Drop every picture. Then return, exactly, the lines from the beginning of the listing below through the one containing "const options = ['a.".

SUPPLIED MATERIAL:
──────────
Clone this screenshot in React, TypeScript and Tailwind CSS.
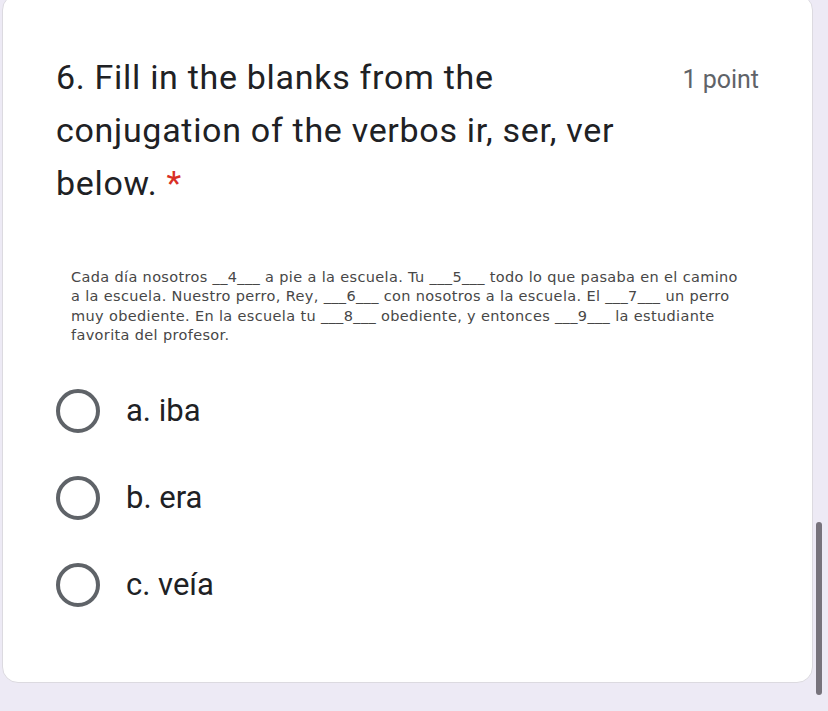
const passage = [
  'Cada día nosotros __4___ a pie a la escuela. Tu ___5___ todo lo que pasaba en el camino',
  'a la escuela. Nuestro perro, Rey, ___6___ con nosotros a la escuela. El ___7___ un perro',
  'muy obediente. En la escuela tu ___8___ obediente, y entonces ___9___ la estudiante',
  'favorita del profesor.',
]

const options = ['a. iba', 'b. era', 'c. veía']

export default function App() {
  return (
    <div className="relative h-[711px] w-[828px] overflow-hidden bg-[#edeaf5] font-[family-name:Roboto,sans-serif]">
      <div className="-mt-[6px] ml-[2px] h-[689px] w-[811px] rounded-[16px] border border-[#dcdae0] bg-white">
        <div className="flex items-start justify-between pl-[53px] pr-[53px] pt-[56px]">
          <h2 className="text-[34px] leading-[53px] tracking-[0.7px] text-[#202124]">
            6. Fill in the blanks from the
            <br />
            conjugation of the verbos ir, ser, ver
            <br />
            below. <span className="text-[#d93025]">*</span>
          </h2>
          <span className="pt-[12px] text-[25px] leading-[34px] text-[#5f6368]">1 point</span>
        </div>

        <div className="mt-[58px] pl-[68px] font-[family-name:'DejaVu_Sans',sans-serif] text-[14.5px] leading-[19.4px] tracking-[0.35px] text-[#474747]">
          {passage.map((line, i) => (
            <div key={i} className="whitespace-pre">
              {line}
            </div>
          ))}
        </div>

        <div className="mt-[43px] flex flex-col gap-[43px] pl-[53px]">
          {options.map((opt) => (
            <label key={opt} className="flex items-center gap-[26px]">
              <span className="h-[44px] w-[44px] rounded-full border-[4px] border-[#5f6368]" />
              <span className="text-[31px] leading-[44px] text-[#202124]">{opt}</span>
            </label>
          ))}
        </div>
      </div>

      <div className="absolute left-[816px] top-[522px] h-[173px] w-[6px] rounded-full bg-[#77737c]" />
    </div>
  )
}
──────────
THE SOLUTION:
Clone this screenshot in React, TypeScript and Tailwind CSS.
const passage = [
  'Cada día nosotros __4___ a pie a la escuela. Tu ___5___ todo lo que pasaba en el camino',
  'a la escuela. Nuestro perro, Rey, ___6___ con nosotros a la escuela. El ___7___ un perro',
  'muy obediente. En la escuela tu ___8___ obediente, y entonces ___9___ la estudiante',
  'favorita del profesor.',
]

const options = ['a. iba', 'b. era', 'c. veía']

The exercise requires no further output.